When we argue about almost anything, how often is it about sharing? I’d say when they are about public issue, much if not most of the time. Mostly it is about assets and opportunities, though there are times it includes, at least tangentially, things like dignity.
Our culture and our traditional economic system, capitalism, is based upon the notion that property can be private, owned by someone. The famous sociologist/mythologist, James Frazer, author of the renowned The Golden Bough, wrote another book, Psyche's Task, much less famous and harder to find now. I got a copy of it and read it. In it he argued (hedging the whole way) that four traits or customs supported by superstition seem to be connected to whether a society is successful or not, and one of the four is private property. Respect for private property requires that any sharing be voluntary. Modern political systems all seem to require something more than voluntary sharing though, and it is the center of many of our political issues (e.g., taxes, economic redistribution, entitlement programs, etc.). If it hard to grasp in the abstract, you could think about such fundamental American political concepts such as separation of powers and federalism, both forms of sharing power.
It is very easy to reduce the notion of sharing to a cute kindergarten concept, but, in reality, it is the heart and soul of many things we argue about in life, at least tangentially. What can be shared, what should be shared? When the Bernie Sanders inspired radicals throw chairs, it is because they are demanding more sharing – and not voluntarily (and don't tell me sharing means voluntary - parents often teach kids to share by forcing them to do it). That is the ironic essence of socialism and similar doctrines – what will not be voluntarily shared, is redistributed by force until it becomes the norm --so it can be fair. Every society in modern times that is based upon socialistic concept fails, but, it is still apparently wonderfully attractive to young people, as it was to me in my youth. Why would anyone not want to share everything they had, I thought, back when I was in many ways as dedicated to my own images of “liberalism” as those today “feeling the Bern.” Even then, though, the idea of violent revolution or persuasion by force was repellent to me. Gandhi and Martin Luther King, Jr. were then, and still are, heroic figures to me, because the equality of opportunity and respect they sought was achieved by self-sacrifice, education and personal qualities. They too sought a redistribution of opportunity and material things, but by appealing to the haves by self-sacrifice. What does discrimination mean but that some are denied access to what others have, whether it be a water fountain or the right to rule themselves. In the end, both paid the ultimate sacrifice, but were successful in large in their missions first.

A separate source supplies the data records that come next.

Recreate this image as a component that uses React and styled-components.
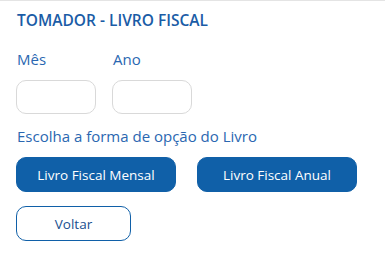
import React from 'react';
import styled, { createGlobalStyle } from 'styled-components';

const GlobalStyle = createGlobalStyle`
  html, body {
    margin: 0;
    padding: 0;
    background: #ffffff;
  }
  body {
    font-family: "Open Sans", "Noto Sans", sans-serif;
  }
`;

const Panel = styled.div`
  width: 385px;
  height: 263px;
  box-sizing: border-box;
  border-top: 1px solid #e4e4e4;
  padding: 9px 16px 0 16px;
  background: #fff;
`;

const Title = styled.h2`
  margin: 0 0 0 1px;
  font-size: 15.5px;
  font-weight: 600;
  color: #1a5ca6;
  line-height: 20px;
`;

const FieldRow = styled.div`
  display: flex;
  gap: 16px;
  margin-top: 19px;
`;

const Field = styled.div`
  display: flex;
  flex-direction: column;
`;

const Label = styled.label`
  font-size: 15px;
  color: #2a67b1;
  line-height: 20px;
  margin-left: 1px;
  margin-bottom: 11px;
`;

const Input = styled.input`
  width: 80px;
  height: 34px;
  box-sizing: border-box;
  border: 1px solid #d9d9d9;
  border-radius: 10px;
  outline: none;
  font-family: inherit;
`;

const Hint = styled.p`
  margin: 12px 0 0 1px;
  font-size: 15px;
  color: #2a67b1;
  line-height: 20px;
`;

const ButtonRow = styled.div`
  display: flex;
  gap: 21px;
  margin-top: 11px;
`;

const Button = styled.button`
  width: ${p => p.$width}px;
  height: 35px;
  box-sizing: border-box;
  border-radius: 10px;
  font-family: inherit;
  font-size: 13.5px;
  cursor: pointer;
  padding: 0;
  border: 1px solid #1060a8;
  background: ${p => (p.$outline ? '#fff' : '#1060a8')};
  color: ${p => (p.$outline ? '#1a4f8f' : '#fff')};
`;

const Footer = styled.div`
  margin-top: 14px;
`;

export default function App() {
  return (
    <>
      <GlobalStyle />
      <Panel>
        <Title>TOMADOR - LIVRO FISCAL</Title>
        <FieldRow>
          <Field>
            <Label>Mês</Label>
            <Input />
          </Field>
          <Field>
            <Label>Ano</Label>
            <Input />
          </Field>
        </FieldRow>
        <Hint>Escolha a forma de opção do Livro</Hint>
        <ButtonRow>
          <Button $width={160}>Livro Fiscal Mensal</Button>
          <Button $width={160}>Livro Fiscal Anual</Button>
        </ButtonRow>
        <Footer>
          <Button $width={115} $outline>Voltar</Button>
        </Footer>
      </Panel>
    </>
  );
}
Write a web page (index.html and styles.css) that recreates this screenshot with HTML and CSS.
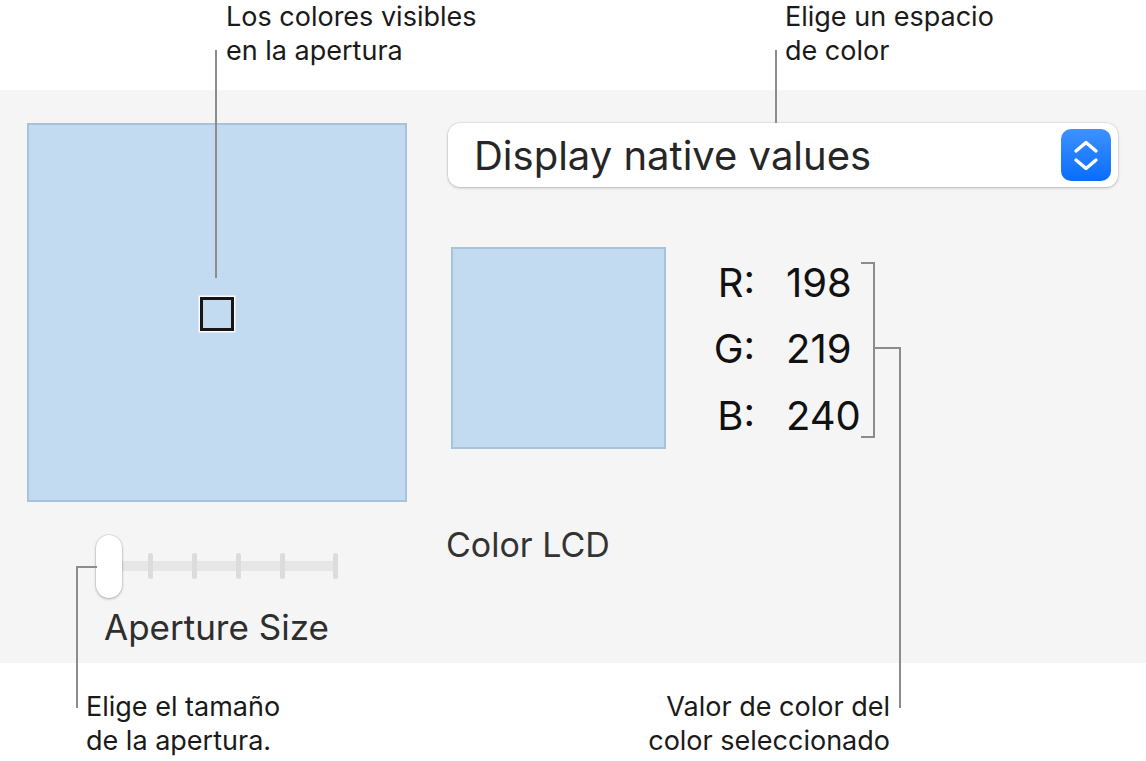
FILE: index.html
```html
<!DOCTYPE html>
<html lang="es">
  <head>
    <meta charset="UTF-8" />
    <meta name="viewport" content="width=device-width, initial-scale=1.0" />
    <title>Colorímetro digital</title>
    <link rel="stylesheet" href="styles.css">
  </head>
  <body>
    <div class="figure">
      <div class="top-band">
        <p class="note note-aperture">Los colores visibles<br>en la apertura</p>
        <p class="note">Elige un espacio<br>de color</p>
      </div>

      <div class="panel">
        <div class="left-col">
          <div class="aperture">
            <span class="aperture-target"></span>
          </div>
          <div class="slider">
            <div class="track">
              <span class="tick"></span>
              <span class="tick"></span>
              <span class="tick"></span>
              <span class="tick"></span>
              <span class="tick"></span>
              <span class="tick tick-last"></span>
            </div>
            <span class="knob"></span>
          </div>
          <div class="slider-label">Aperture Size</div>
        </div>

        <div class="right-col">
          <div class="popup">
            <span class="popup-text">Display native values</span>
            <span class="stepper">
              <svg width="50" height="52" viewBox="0 0 50 52">
                <path d="M15 22 L25 13.5 L35 22 M15 31 L25 39.5 L35 31" fill="none" stroke="#fff" stroke-width="3.4" stroke-linecap="round" stroke-linejoin="round" />
              </svg>
            </span>
          </div>

          <div class="readout">
            <div class="sample"></div>
            <div class="values">
              <span class="channel">R:</span><span class="amount">198</span>
              <span class="channel">G:</span><span class="amount">219</span>
              <span class="channel">B:</span><span class="amount">240</span>
            </div>
          </div>

          <div class="profile">Color LCD</div>
        </div>
      </div>

      <div class="bottom-band">
        <p class="note note-size">Elige el tamaño<br>de la apertura.</p>
        <p class="note note-value">Valor de color del<br>color seleccionado</p>
      </div>

      <!-- leader lines for the callouts -->
      <span class="leader" style="left: 215px; top: 50px; width: 2px; height: 228px;"></span>
      <span class="leader" style="left: 775px; top: 50px; width: 2px; height: 73px;"></span>
      <span class="leader" style="left: 76px; top: 566px; width: 2px; height: 142px;"></span>
      <span class="leader" style="left: 76px; top: 566px; width: 21px; height: 2px;"></span>
      <span class="leader" style="left: 873px; top: 262px; width: 2px; height: 176px;"></span>
      <span class="leader" style="left: 861px; top: 262px; width: 14px; height: 2px;"></span>
      <span class="leader" style="left: 861px; top: 436px; width: 14px; height: 2px;"></span>
      <span class="leader" style="left: 875px; top: 347px; width: 26px; height: 2px;"></span>
      <span class="leader" style="left: 899px; top: 347px; width: 2px; height: 361px;"></span>
    </div>
  </body>
</html>
```

FILE: styles.css
```css
body {
  margin: 0;
  padding: 0;
  background-color: #fff;
  font-family: "Inter", "Liberation Sans", sans-serif;
}

.figure {
  position: relative;
  width: 1146px;
  height: 761px;
  overflow: hidden;
}

.note {
  margin: 0;
  font-size: 27px;
  line-height: 34px;
  color: #1a1a1a;
}

.top-band {
  display: flex;
  height: 90px;
  padding-left: 226px;
  box-sizing: border-box;
}

.note-aperture {
  width: 559px;
}

.panel {
  display: flex;
  gap: 41px;
  height: 573px;
  padding-left: 27px;
  box-sizing: border-box;
  background-color: #f5f5f5;
}

.left-col {
  width: 380px;
  padding-top: 33px;
}

.aperture {
  display: flex;
  justify-content: center;
  align-items: center;
  width: 380px;
  height: 379px;
  box-sizing: border-box;
  border: 2px solid #a8c2da;
  background-color: #c3dbf1;
}

.aperture-target {
  width: 34px;
  height: 34px;
  margin-top: 3px;
  box-sizing: border-box;
  border: 3px solid #161616;
  box-shadow: 0 0 0 1.5px rgba(255, 255, 255, 0.9);
}

.slider {
  position: relative;
  height: 63px;
  margin-top: 33px;
  margin-left: 69px;
  width: 242px;
}

.track {
  position: absolute;
  left: 1px;
  right: 0;
  top: 26px;
  height: 10px;
  border-radius: 5px;
  background-color: #e6e6e6;
  display: flex;
  gap: 39px;
  align-items: center;
  padding-left: 7px;
}

.tick {
  flex: none;
  width: 5px;
  height: 26px;
  border-radius: 2px;
  background-color: #dcdcdc;
}

.tick-last {
  margin-left: auto;
}

.knob {
  position: absolute;
  left: 0;
  top: 0;
  width: 26px;
  height: 63px;
  border-radius: 13px;
  background-color: #fff;
  box-shadow: 0 1px 3px rgba(0, 0, 0, 0.28), 0 0 0 0.5px rgba(0, 0, 0, 0.12);
}

.slider-label {
  margin-top: 8px;
  margin-left: 77px;
  font-size: 35px;
  line-height: 42px;
  color: #2e2e2e;
}

.right-col {
  width: 670px;
  padding-top: 33px;
}

.popup {
  display: flex;
  align-items: center;
  height: 64px;
  padding-left: 26px;
  padding-right: 7px;
  box-sizing: border-box;
  border-radius: 12px;
  background-color: #fff;
  box-shadow: 0 1px 3px rgba(0, 0, 0, 0.22), 0 0 0 0.5px rgba(0, 0, 0, 0.1);
}

.popup-text {
  font-size: 40px;
  color: #262626;
}

.stepper {
  display: flex;
  margin-left: auto;
  width: 50px;
  height: 52px;
  border-radius: 10px;
  background: linear-gradient(#3f91ff, #086dfc);
}

.readout {
  display: flex;
  margin-top: 60px;
  margin-left: 3px;
}

.sample {
  width: 215px;
  height: 202px;
  box-sizing: border-box;
  border: 2px solid #a8c2da;
  background-color: #c3dbf1;
}

.values {
  display: grid;
  grid-template-columns: 82px auto;
  column-gap: 31px;
  margin-top: 3px;
  margin-left: 7px;
  font-size: 40px;
  line-height: 66px;
  color: #111;
}

.channel {
  text-align: right;
}

.profile {
  margin-top: 76px;
  margin-left: -2px;
  font-size: 34px;
  line-height: 40px;
  color: #333;
}

.bottom-band {
  display: flex;
  padding-top: 27px;
  padding-left: 86px;
}

.note-size {
  width: 300px;
}

.note-value {
  width: 504px;
  text-align: right;
}

.leader {
  position: absolute;
  background-color: #8c8c8c;
}
```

The “law” is in some aspects a set of rules for sharing, whether we are talking about taxes, mineral rights, navigation, the budget, rules of the road, domestic relations, anti-discrimination laws, the rules of personal, real and intellectual property or a multitude of other topics. Just as the laws are the rules for sharing, notions of “fairness” are what we think about those laws. Laws are “fair” when they meet our approval as to what we should have to share or not. They are “unfair” when they do not.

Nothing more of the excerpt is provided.